Cracking Europa’s shell: How ice thickness and convection drive surface-interior dynamics

Europa’s geologically young surface, characterised by extensional and subsumption bands, hints at dynamic ice tectonics and active interactions between the moon’s surface and its interior. Potentially, a key driver of this activity is the convection within Europa’s icy shell. Ice shell convection can facilitate and promote the mobility of Europa’s ice surface, the evolution of its topography as well as thermochemical mixing within the shell itself. Yet, critical aspects of Europa’s ice shell, such as its thickness and composition and how these vary across the surface and with depth, remain elusive, limiting our understanding of Europa’s icy dynamics and its surface evolution.
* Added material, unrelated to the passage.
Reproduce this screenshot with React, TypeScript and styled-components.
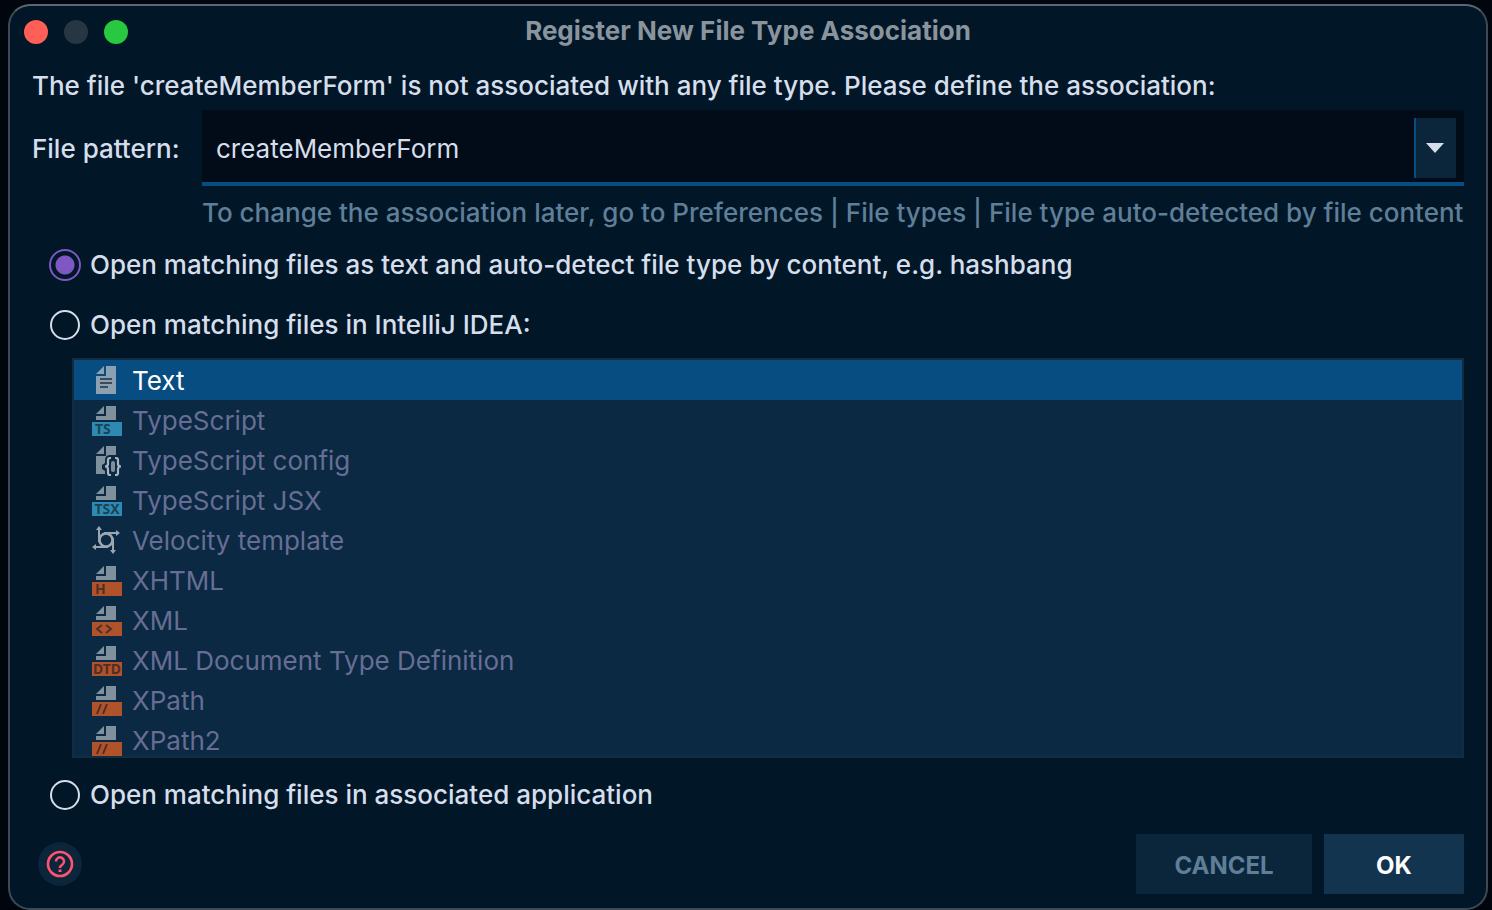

In this work, we present state-of-the-art numerical models of convection in an icy shell with composite viscosity, visco-elastic-plastic deformation, and a free-surface top boundary condition using the finite element code ASPECT. We explore a range of ice properties informed by current the literature and find that the ice shell thickness plays a pivotal role in determining the onset, style and longevity of convection. Notably thicker ice shells encourage chaotic convection with high Rayleigh numbers, leading to the formation and peeling of ‘icy slabs’. These results provide new insights into the dynamic behavior of Europa’s icy shell and its implications for surface-interior coupling.